Reproduce every record below exactly as written, but leave out any pictures.
** START **
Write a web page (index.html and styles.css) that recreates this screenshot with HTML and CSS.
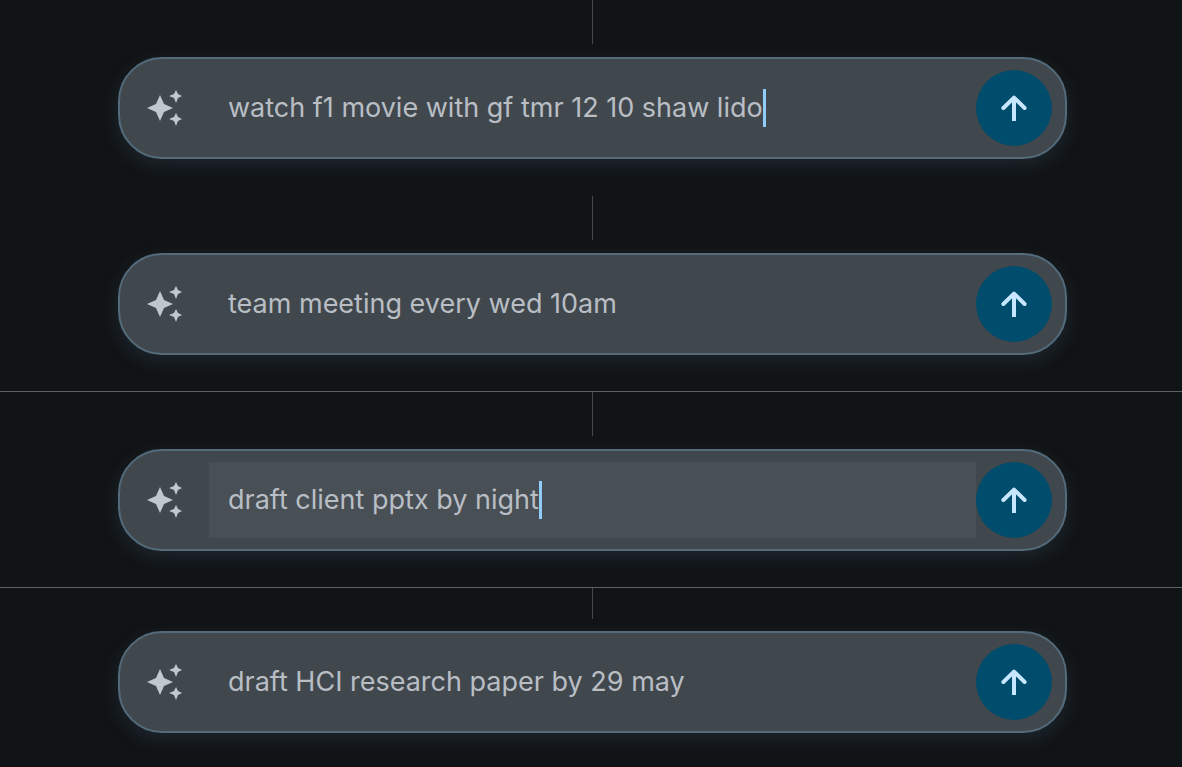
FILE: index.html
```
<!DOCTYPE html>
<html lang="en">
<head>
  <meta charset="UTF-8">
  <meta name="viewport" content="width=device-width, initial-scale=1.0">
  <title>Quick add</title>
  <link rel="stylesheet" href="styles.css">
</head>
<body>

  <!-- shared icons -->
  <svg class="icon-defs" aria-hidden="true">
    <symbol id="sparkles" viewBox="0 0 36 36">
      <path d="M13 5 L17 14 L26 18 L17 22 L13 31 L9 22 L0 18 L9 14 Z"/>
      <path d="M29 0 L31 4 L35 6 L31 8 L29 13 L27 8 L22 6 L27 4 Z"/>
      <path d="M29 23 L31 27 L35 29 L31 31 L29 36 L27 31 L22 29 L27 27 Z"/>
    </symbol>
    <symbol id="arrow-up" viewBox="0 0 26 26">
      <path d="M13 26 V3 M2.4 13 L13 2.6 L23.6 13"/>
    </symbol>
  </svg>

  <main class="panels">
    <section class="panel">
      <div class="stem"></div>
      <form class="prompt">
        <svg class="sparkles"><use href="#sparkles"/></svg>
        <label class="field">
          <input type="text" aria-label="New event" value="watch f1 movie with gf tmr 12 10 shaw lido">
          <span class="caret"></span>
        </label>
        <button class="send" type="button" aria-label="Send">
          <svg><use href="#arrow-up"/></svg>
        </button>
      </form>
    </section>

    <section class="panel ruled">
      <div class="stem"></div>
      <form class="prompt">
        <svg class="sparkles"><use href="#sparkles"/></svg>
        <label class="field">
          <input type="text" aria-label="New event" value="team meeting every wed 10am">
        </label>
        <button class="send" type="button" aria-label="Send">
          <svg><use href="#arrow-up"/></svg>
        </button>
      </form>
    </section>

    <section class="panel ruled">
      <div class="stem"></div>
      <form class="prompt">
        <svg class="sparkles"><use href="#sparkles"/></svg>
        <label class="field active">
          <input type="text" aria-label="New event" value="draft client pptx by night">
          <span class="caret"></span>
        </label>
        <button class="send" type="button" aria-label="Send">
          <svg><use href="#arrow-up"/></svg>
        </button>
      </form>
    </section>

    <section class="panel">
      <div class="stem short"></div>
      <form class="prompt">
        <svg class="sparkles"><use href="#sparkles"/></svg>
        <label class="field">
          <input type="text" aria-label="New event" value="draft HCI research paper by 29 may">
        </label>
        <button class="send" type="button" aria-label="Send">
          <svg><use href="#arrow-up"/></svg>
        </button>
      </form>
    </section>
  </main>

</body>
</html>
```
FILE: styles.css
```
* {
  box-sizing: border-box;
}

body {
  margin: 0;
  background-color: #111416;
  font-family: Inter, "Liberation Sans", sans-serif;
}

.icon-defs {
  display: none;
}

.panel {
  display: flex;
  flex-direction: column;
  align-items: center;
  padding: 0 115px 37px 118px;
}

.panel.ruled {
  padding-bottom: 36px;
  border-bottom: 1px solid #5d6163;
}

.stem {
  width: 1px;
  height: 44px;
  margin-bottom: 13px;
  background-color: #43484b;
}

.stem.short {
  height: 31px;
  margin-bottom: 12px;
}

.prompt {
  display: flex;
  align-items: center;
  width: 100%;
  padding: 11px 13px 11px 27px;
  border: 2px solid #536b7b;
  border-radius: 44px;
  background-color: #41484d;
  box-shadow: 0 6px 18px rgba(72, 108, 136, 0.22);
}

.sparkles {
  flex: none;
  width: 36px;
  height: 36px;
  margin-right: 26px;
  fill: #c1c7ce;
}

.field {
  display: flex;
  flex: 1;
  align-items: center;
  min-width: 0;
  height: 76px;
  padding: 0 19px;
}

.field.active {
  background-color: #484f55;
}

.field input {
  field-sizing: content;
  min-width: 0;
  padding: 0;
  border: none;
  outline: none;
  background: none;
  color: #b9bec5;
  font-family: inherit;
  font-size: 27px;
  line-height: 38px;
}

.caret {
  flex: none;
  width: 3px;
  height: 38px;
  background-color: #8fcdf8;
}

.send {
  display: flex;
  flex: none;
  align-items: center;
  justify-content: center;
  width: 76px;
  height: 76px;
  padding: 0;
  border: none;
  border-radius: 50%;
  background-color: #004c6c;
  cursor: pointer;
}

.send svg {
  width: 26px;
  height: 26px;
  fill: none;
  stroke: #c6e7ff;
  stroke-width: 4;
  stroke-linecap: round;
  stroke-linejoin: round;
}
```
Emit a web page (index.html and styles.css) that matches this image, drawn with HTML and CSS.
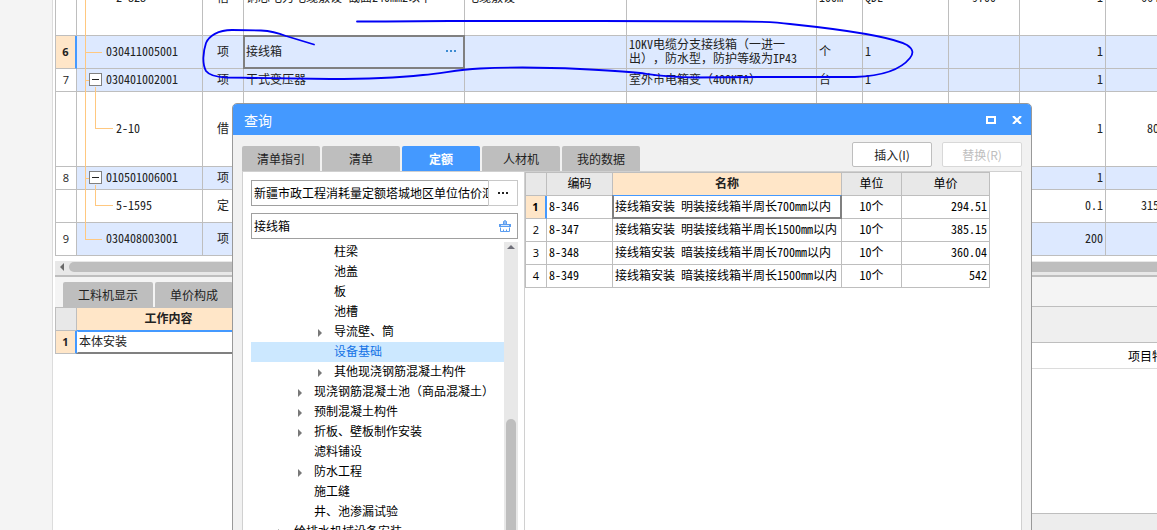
** END **
**ANSWER TO THIS PROBLEM**
Write a web page (index.html and styles.css) that recreates this screenshot with HTML and CSS.
FILE: index.html
```
<!DOCTYPE html>
<html lang="en">
<head>
  <meta charset="UTF-8">
  <meta name="viewport" content="width=device-width, initial-scale=1.0">
  <title>Quick add</title>
  <link rel="stylesheet" href="styles.css">
</head>
<body>

  <!-- shared icons -->
  <svg class="icon-defs" aria-hidden="true">
    <symbol id="sparkles" viewBox="0 0 36 36">
      <path d="M13 5 L17 14 L26 18 L17 22 L13 31 L9 22 L0 18 L9 14 Z"/>
      <path d="M29 0 L31 4 L35 6 L31 8 L29 13 L27 8 L22 6 L27 4 Z"/>
      <path d="M29 23 L31 27 L35 29 L31 31 L29 36 L27 31 L22 29 L27 27 Z"/>
    </symbol>
    <symbol id="arrow-up" viewBox="0 0 26 26">
      <path d="M13 26 V3 M2.4 13 L13 2.6 L23.6 13"/>
    </symbol>
  </svg>

  <main class="panels">
    <section class="panel">
      <div class="stem"></div>
      <form class="prompt">
        <svg class="sparkles"><use href="#sparkles"/></svg>
        <label class="field">
          <input type="text" aria-label="New event" value="watch f1 movie with gf tmr 12 10 shaw lido">
          <span class="caret"></span>
        </label>
        <button class="send" type="button" aria-label="Send">
          <svg><use href="#arrow-up"/></svg>
        </button>
      </form>
    </section>

    <section class="panel ruled">
      <div class="stem"></div>
      <form class="prompt">
        <svg class="sparkles"><use href="#sparkles"/></svg>
        <label class="field">
          <input type="text" aria-label="New event" value="team meeting every wed 10am">
        </label>
        <button class="send" type="button" aria-label="Send">
          <svg><use href="#arrow-up"/></svg>
        </button>
      </form>
    </section>

    <section class="panel ruled">
      <div class="stem"></div>
      <form class="prompt">
        <svg class="sparkles"><use href="#sparkles"/></svg>
        <label class="field active">
          <input type="text" aria-label="New event" value="draft client pptx by night">
          <span class="caret"></span>
        </label>
        <button class="send" type="button" aria-label="Send">
          <svg><use href="#arrow-up"/></svg>
        </button>
      </form>
    </section>

    <section class="panel">
      <div class="stem short"></div>
      <form class="prompt">
        <svg class="sparkles"><use href="#sparkles"/></svg>
        <label class="field">
          <input type="text" aria-label="New event" value="draft HCI research paper by 29 may">
        </label>
        <button class="send" type="button" aria-label="Send">
          <svg><use href="#arrow-up"/></svg>
        </button>
      </form>
    </section>
  </main>

</body>
</html>
```
FILE: styles.css
```
* {
  box-sizing: border-box;
}

body {
  margin: 0;
  background-color: #111416;
  font-family: Inter, "Liberation Sans", sans-serif;
}

.icon-defs {
  display: none;
}

.panel {
  display: flex;
  flex-direction: column;
  align-items: center;
  padding: 0 115px 37px 118px;
}

.panel.ruled {
  padding-bottom: 36px;
  border-bottom: 1px solid #5d6163;
}

.stem {
  width: 1px;
  height: 44px;
  margin-bottom: 13px;
  background-color: #43484b;
}

.stem.short {
  height: 31px;
  margin-bottom: 12px;
}

.prompt {
  display: flex;
  align-items: center;
  width: 100%;
  padding: 11px 13px 11px 27px;
  border: 2px solid #536b7b;
  border-radius: 44px;
  background-color: #41484d;
  box-shadow: 0 6px 18px rgba(72, 108, 136, 0.22);
}

.sparkles {
  flex: none;
  width: 36px;
  height: 36px;
  margin-right: 26px;
  fill: #c1c7ce;
}

.field {
  display: flex;
  flex: 1;
  align-items: center;
  min-width: 0;
  height: 76px;
  padding: 0 19px;
}

.field.active {
  background-color: #484f55;
}

.field input {
  field-sizing: content;
  min-width: 0;
  padding: 0;
  border: none;
  outline: none;
  background: none;
  color: #b9bec5;
  font-family: inherit;
  font-size: 27px;
  line-height: 38px;
}

.caret {
  flex: none;
  width: 3px;
  height: 38px;
  background-color: #8fcdf8;
}

.send {
  display: flex;
  flex: none;
  align-items: center;
  justify-content: center;
  width: 76px;
  height: 76px;
  padding: 0;
  border: none;
  border-radius: 50%;
  background-color: #004c6c;
  cursor: pointer;
}

.send svg {
  width: 26px;
  height: 26px;
  fill: none;
  stroke: #c6e7ff;
  stroke-width: 4;
  stroke-linecap: round;
  stroke-linejoin: round;
}
```
Emit a web page (index.html and styles.css) that matches this image, drawn with HTML and CSS.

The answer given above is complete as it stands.